I should post an entry on the various ways students can get extra credit.  ...But not today.

See you Monday.

Thursday, January 26, 2012

Romulus, Romulus

When I lived in Croatia, I had the opportunity to visit much of Italy, including Rome.  Some students were asking about the Colosseum.  So, I thought I'd post some pictures from when I was there.  Unfortunately, when I was at the Colosseum, I was there by myself, so the pictures are of the stadium itself - without me in it.  So, I threw on this last one to prove I was there.  ...Because I know you care.

A couple lines from today's reading:

"...The arenas are historic sites, preserved after the Games.  Popular destinations for Capitol residents to visit, to vacation.  Go for a month, rewatch the games, tour the catacombs, visit the sites where the deaths took place.  You can even take place in reenactments.
          They say the food is excellent." (p. 145)

Wow.  Geez, Suzanne Collins what are you trying to say?  A little bit of spoiling context here, (my students have all read this far - parents, I encourage you to read it if you haven't already... don't want to ruin anything for you): Our protagonist, Katniss has just arrived at the arena where she's going to have to combat 23 other children in a fight to the death.  Yowzer.

When we got to this part, I stopped for a moment and discussed the Centennial Olympic Park in Atlanta:

picture of park 
(Thanks: Destination360)

I mentioned how the '96 Olympic games were held there, and that a lot of tourists visit the park today.

But visiting the arena in The Hunger Games is different - and Katniss's mocking tone lets us know that she does not approve - because people are going to be dehumanizing her, and giddily embracing her death - which is disgusting...  So, it's not that kind of park at all...

Then I talked about Gettysburg:

Gettysburg Today
(Thanks again Destination360)

Maybe it's more like this.  Thousands of people died at Gettysburg.  More Americans died in the Civil War than in WWI, WWII, Korea, and Vietnam combined...  (Check it out...)  There are Gettysburg reenactments, and people (myself included) go to the battlefield during vacations and such.  That's still not the same as reveling in the glory of a Hunger Games Arena.  It's still not the same.  Who can imagine what would have happened if Lee got into the North?  We would be living in a much different world.  It's not the same.

So, I brought up the Colosseum.  (Those pictures are at the top... I'm not adding more...)  : )  People were killed in there, fought to the death, and it's still a tourist destination.  The killings were for sport - unlike Gettysburg.  The crowd was there to watch it all.  But, today when people visit, we're visiting another historical place - so although the comparison here works out if we were living in Ancient Rome, it stops once we get to Rome's collapse.

But we still go, and we're enthralled by what went on at both Gettysburg and Rome.  More than that, I asked how many of the kids played violent video games.  The number of hands would not surprise you.  And I made sure to point out that I wasn't pointing fingers - that I've lost my share of Halo tournaments... (I've never, not once won...)  And how many of us enjoyed playing them?  A lot.  All of the hands.

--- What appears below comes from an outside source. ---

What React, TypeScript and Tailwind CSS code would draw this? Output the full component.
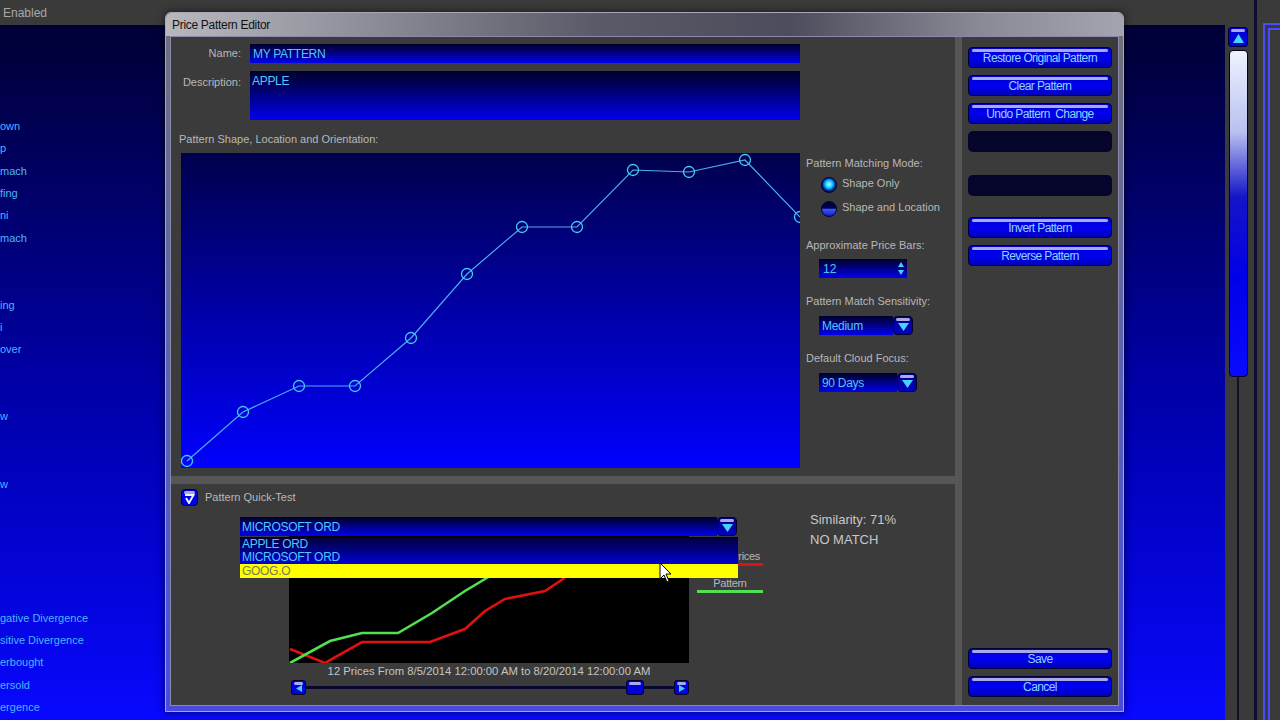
import React from "react";

const sideList = [
  "own", "p", "mach", "fing", "ni", "mach", "", "", "ing", "i", "over", "", "", "w", "", "", "w",
  "", "", "", "", "", "gative Divergence", "sitive Divergence", "erbought", "ersold", "ergence",
];

const pattern = [
  [6, 308], [62, 259], [118, 233], [174, 233], [230, 185], [286, 121],
  [341, 74], [396, 74], [452, 17], [508, 19], [564, 7], [619, 64],
];

const green = "1,122 41,100 73,92 109,92 143,72 176,50 201,35 231,15 251,3";
const red = "1,108 36,122 73,101 109,101 141,101 176,88 196,70 216,58 256,50 274,38 291,20";

function Shine({ inset = 3 }: { inset?: number }) {
  return (
    <div
      className={`absolute top-[1px] h-[3px] rounded-full bg-[#a9a9ea] ${inset === 3 ? "left-[3px] right-[3px]" : "left-[2px] right-[2px]"}`}
    />
  );
}

function BlueButton({ children }: { children?: React.ReactNode }) {
  return (
    <div className="relative h-[21px] rounded-[4px] border border-[#00003a] bg-linear-to-b from-[#0000c8] via-[#0000f4] to-[#0000b8] flex items-center justify-center text-[12px] tracking-[-0.6px] text-[#8fd3ff]">
      <Shine />
      <span className="relative mt-[1px]">{children}</span>
    </div>
  );
}

function EmptySlot() {
  return <div className="h-[21px] rounded-[5px] bg-[#05052c]" />;
}

function DropButton() {
  return (
    <div className="relative w-[20px] h-[19px] rounded-[4px] border border-[#00002a] bg-linear-to-b from-[#00007a] to-[#0000c8] flex items-center justify-center">
      <Shine inset={2} />
      <svg width="11" height="8" className="mt-[3px]">
        <path d="M0 0 H11 L5.5 8Z" fill="#43d2ff" />
      </svg>
    </div>
  );
}

function SmallArrow({ dir }: { dir: "left" | "right" }) {
  return (
    <div className="relative w-[15px] h-[15px] rounded-[3px] border border-[#00002a] bg-[#0000e0] flex items-center justify-center">
      <Shine inset={2} />
      <svg width="6" height="7" className="mt-[2px]">
        {dir === "left" ? <path d="M6 0 V7 L0 3.5Z" fill="#43d2ff" /> : <path d="M0 0 V7 L6 3.5Z" fill="#43d2ff" />}
      </svg>
    </div>
  );
}

function Radio({ on }: { on: boolean }) {
  return (
    <div
      className={`w-[16px] h-[16px] rounded-full border border-[#000030] ${
        on
          ? "bg-[radial-gradient(circle_at_50%_45%,#a0ffff_0,#10c8ff_35%,#0030a0_60%,#000040_75%)]"
          : "bg-[linear-gradient(to_bottom,#000040_0,#000050_45%,#3a5aff_50%,#1020c0_100%)]"
      }`}
    />
  );
}

const blueField = "bg-linear-to-b from-[#00002c] to-[#0000f0] text-[#4ec6ff]";

export default function App() {
  return (
    <div className="relative w-[1280px] h-[720px] overflow-hidden bg-[#3a3a3a] font-['Liberation_Sans',Arial,sans-serif]">
      {/* desktop behind the dialog */}
      <div className="flex flex-col h-full">
        <div className="h-[25px] flex items-center pl-[3px] text-[12px] text-[#a8a8a8]">Enabled</div>
        <div className="flex flex-1">
          <div className="w-[1225px] bg-linear-to-b from-[#000036] via-[#0000a4] to-[#0808ff] pt-[90px]">
            {sideList.map((t, i) => (
              <div key={i} className="h-[22.35px] leading-[22.35px] text-[11px] text-[#4ab6ff] whitespace-nowrap">
                {t}
              </div>
            ))}
          </div>
        </div>
      </div>

      {/* right strip: scrollbar and neighbour panel */}
      <div className="absolute right-0 top-0 w-[55px] h-full flex bg-[#3a3a3a]">
        <div className="ml-[3px] w-[20px] flex flex-col items-center pt-[27px]">
          <div className="relative w-[20px] h-[20px] rounded-[3px] bg-[#0000d8] border border-[#00002a] flex items-center justify-center">
            <Shine inset={2} />
            <svg width="11" height="9" className="mt-[3px]">
              <path d="M5.5 0 L11 9 H0Z" fill="#43d8ff" />
            </svg>
          </div>
          <div className="mt-[3px] w-[19px] h-[327px] rounded-[4px] border border-[#00002a] bg-[linear-gradient(to_bottom,#eef3ff_0,#b8c0f0_25%,#1414c8_45%,#0000e8_70%,#0a0aff_100%)]" />
          <div className="flex-1 w-[2px] bg-[#101028]" />
        </div>
        <div className="ml-[6px] w-[3px] bg-[#0c0c30]" />
        <div className="ml-[6px] flex-1 mt-[23px] border-l-2 border-t-2 border-[#4a4aff] pl-[3px] pt-[3px]">
          <div className="h-full border-l-2 border-t-2 border-[#4a4aff]" />
        </div>
      </div>

      {/* dialog window */}
      <div className="absolute left-[165px] top-[12px] w-[959px] h-[700px] rounded-t-[6px] border border-[#a8a8b8] bg-[#8a8a96] flex flex-col shadow-[0_0_8px_rgba(0,0,0,0.6)]">
        <div className="h-[23px] rounded-t-[6px] bg-[linear-gradient(to_right,#b8b8bc_0,#9a9aa4_15%,#5a5a68_45%,#4c4c5c_65%,#8a8a96_85%,#a4a4ae_100%)] flex items-center pl-[6px] text-[12px] tracking-[-0.3px] text-[#121212]">
          Price Pattern Editor
        </div>
        <div className="flex-1 flex flex-col px-[4px] pb-[5px] bg-linear-to-b from-[#707078] to-[#4a4ae0]">
          <div className="flex-1 flex bg-[#3b3b3b] border border-[#8a8ab0]">
            {/* left column */}
            <div className="w-[784px] flex flex-col">
              <div className="h-[439px] pt-[7px] text-[11px] text-[#b8b8b8]">
                <div className="flex items-center h-[19px]">
                  <div className="w-[70px] text-right">Name:</div>
                  <div className={`ml-[9px] w-[550px] h-[19px] pl-[3px] flex items-center text-[12px] tracking-[-0.3px] ${blueField}`}>
                    MY PATTERN
                  </div>
                </div>
                <div className="flex mt-[8px]">
                  <div className="w-[70px] text-right mt-[4px] leading-[14px]">Description:</div>
                  <div className={`ml-[9px] w-[550px] h-[49px] pl-[2px] pt-[1px] text-[12px] tracking-[-0.3px] ${blueField}`}>
                    APPLE
                  </div>
                </div>
                <div className="mt-[12px] ml-[8px] h-[14px] leading-[14px]">Pattern Shape, Location and Orientation:</div>
                <div className="flex mt-[7px]">
                  <div className="ml-[10px] w-[619px] h-[315px] bg-linear-to-b from-[#00004c] via-[#0000a8] to-[#0000ff]">
                    <svg width="619" height="315" className="overflow-hidden">
                      <polyline
                        points={pattern.map((p) => p.join(",")).join(" ")}
                        fill="none"
                        stroke="#4aaef0"
                        strokeWidth="1.2"
                      />
                      {pattern.map(([x, y], i) => (
                        <circle key={i} cx={x} cy={y} r="5.5" fill="none" stroke="#3fd0f0" strokeWidth="1.3" />
                      ))}
                    </svg>
                  </div>
                  <div className="ml-[6px] flex flex-col">
                    <div className="mt-[3px] h-[14px] leading-[14px]">Pattern Matching Mode:</div>
                    <div className="mt-[7px] flex items-center pl-[15px] h-[16px]">
                      <Radio on />
                      <span className="ml-[5px] -mt-[3px]">Shape Only</span>
                    </div>
                    <div className="mt-[8px] flex items-center pl-[15px] h-[16px]">
                      <Radio on={false} />
                      <span className="ml-[5px] -mt-[3px]">Shape and Location</span>
                    </div>
                    <div className="mt-[21px] h-[14px] leading-[14px]">Approximate Price Bars:</div>
                    <div className={`mt-[7px] ml-[13px] w-[88px] h-[19px] flex items-center justify-between pl-[4px] pr-[3px] text-[12px] ${blueField}`}>
                      <span>12</span>
                      <svg width="6" height="13">
                        <path d="M3 0 L6 5 H0Z M0 8 H6 L3 13Z" fill="#43d2ff" />
                      </svg>
                    </div>
                    <div className="mt-[16px] h-[14px] leading-[14px]">Pattern Match Sensitivity:</div>
                    <div className="mt-[8px] ml-[13px] flex">
                      <div className={`w-[74px] h-[19px] flex items-center pl-[3px] text-[12px] tracking-[-0.3px] ${blueField}`}>Medium</div>
                      <DropButton />
                    </div>
                    <div className="mt-[16px] h-[14px] leading-[14px]">Default Cloud Focus:</div>
                    <div className="mt-[8px] ml-[13px] flex">
                      <div className={`w-[78px] h-[19px] flex items-center pl-[3px] text-[12px] tracking-[-0.3px] ${blueField}`}>90 Days</div>
                      <DropButton />
                    </div>
                  </div>
                </div>
              </div>
              <div className="h-[8px] bg-[#565656]" />
              {/* quick test */}
              <div className="flex-1 flex">
                <div className="w-[630px] flex flex-col text-[11px] text-[#b8b8b8]">
                  <div className="mt-[5px] ml-[10px] flex items-center h-[17px]">
                    <div className="relative w-[17px] h-[17px] rounded-[4px] border border-[#00002a] bg-[#0000e8] flex items-center justify-center">
                      <Shine inset={2} />
                      <svg width="11" height="11" className="mt-[2px]">
                        <path d="M1 2 H9.5 L5 10 L2 5" fill="none" stroke="#e8f4ff" strokeWidth="2" />
                      </svg>
                    </div>
                    <span className="ml-[7px]">Pattern Quick-Test</span>
                  </div>
                  <div className="relative mt-[11px]">
                    <div className="ml-[69px] flex">
                      <div className={`w-[477px] h-[19px] flex items-center pl-[2px] text-[12px] tracking-[-0.3px] ${blueField}`}>
                        MICROSOFT ORD
                      </div>
                      <DropButton />
                    </div>
                    <div className="ml-[118px] flex">
                      <div className="w-[400px] h-[127px] bg-black">
                        <svg width="400" height="127">
                          <polyline points={red} fill="none" stroke="#e01010" strokeWidth="2.6" transform="translate(0,5)" />
                          <polyline points={green} fill="none" stroke="#52e052" strokeWidth="2.6" transform="translate(0,5)" />
                        </svg>
                      </div>
                      <div className="ml-[8px] w-[66px] flex flex-col text-[11px] tracking-[-0.3px]">
                        <div className="mt-[14px] h-[13px] leading-[13px] text-right pr-[3px]">Prices</div>
                        <div className="h-[3px] bg-[#e01010]" />
                        <div className="mt-[11px] h-[13px] leading-[13px] text-center">Pattern</div>
                        <div className="h-[3px] bg-[#52e052]" />
                      </div>
                    </div>
                    {/* open dropdown list */}
                    <div className="absolute left-[69px] top-[20px] w-[498px] text-[12px] tracking-[-0.3px]">
                      <div className="bg-linear-to-b from-[#00003a] to-[#0000d8] text-[#4ec6ff] pl-[2px]">
                        <div className="h-[13px] leading-[14px]">APPLE ORD</div>
                        <div className="h-[14px] leading-[14px]">MICROSOFT ORD</div>
                      </div>
                      <div className="h-[14px] leading-[14px] bg-[#ffff00] text-[#7a7a5a] pl-[2px]">GOOG.O</div>
                    </div>
                  </div>
                  <div className="ml-[118px] w-[400px] text-center h-[14px] leading-[14px] mt-[1px] text-[11.3px] text-[#c4c4c4]">
                    12 Prices From 8/5/2014 12:00:00 AM to 8/20/2014 12:00:00 AM
                  </div>
                  <div className="ml-[120px] mt-[2px] w-[398px] flex items-center">
                    <SmallArrow dir="left" />
                    <div className="flex-1 flex items-center">
                      <div className="flex-1 h-[3px] bg-[#08082e]" />
                      <div className="relative w-[18px] h-[15px] rounded-[3px] border border-[#00002a] bg-[#0000d8]">
                        <Shine inset={2} />
                      </div>
                      <div className="w-[30px] h-[3px] bg-[#08082e]" />
                    </div>
                    <SmallArrow dir="right" />
                  </div>
                </div>
                <div className="ml-[9px] mt-[26px] text-[13px] text-[#c8c8c8] leading-[20px]">
                  <div>Similarity: 71%</div>
                  <div>NO MATCH</div>
                </div>
              </div>
            </div>
            <div className="w-[7px] bg-[#565656]" />
            {/* right column */}
            <div className="flex-1 flex flex-col px-[6px] pt-[10px] pb-[8px]">
              <BlueButton>Restore Original Pattern</BlueButton>
              <div className="mt-[7px]"><BlueButton>Clear Pattern</BlueButton></div>
              <div className="mt-[7px]"><BlueButton>Undo Pattern&nbsp; Change</BlueButton></div>
              <div className="mt-[7px]"><EmptySlot /></div>
              <div className="mt-[23px]"><EmptySlot /></div>
              <div className="mt-[21px]"><BlueButton>Invert Pattern</BlueButton></div>
              <div className="mt-[7px]"><BlueButton>Reverse Pattern</BlueButton></div>
              <div className="mt-auto"><BlueButton>Save</BlueButton></div>
              <div className="mt-[7px]"><BlueButton>Cancel</BlueButton></div>
            </div>
          </div>
        </div>
      </div>

      {/* mouse pointer */}
      <svg className="absolute left-[659px] top-[562px]" width="13" height="21" viewBox="0 0 13 21">
        <path d="M1 1 V17 L5 13 L8 20 L10 19 L7 12 H12Z" fill="#fff" stroke="#000" strokeWidth="1" />
      </svg>
    </div>
  );
}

I'm just here asking questions, trying to get the students to make connections between Social Studies, Language Arts, and their own lives.  I'm in no way criticizing.  But it makes me wonder about my own life as well.  It's easy in the story to look at the lives of the citizens of the Capitol and see how repulsive it is that they embrace The Hunger Games.  It's easy to tell that THEY are the bad guys.  But seriously, what does that say about us?

In order to get the extra credit for today's blog, students have to read and discuss it with an adult.  If they do that, they should turn in a scrap piece of paper with the following phrase on it: "Remus, I think you need a better rock."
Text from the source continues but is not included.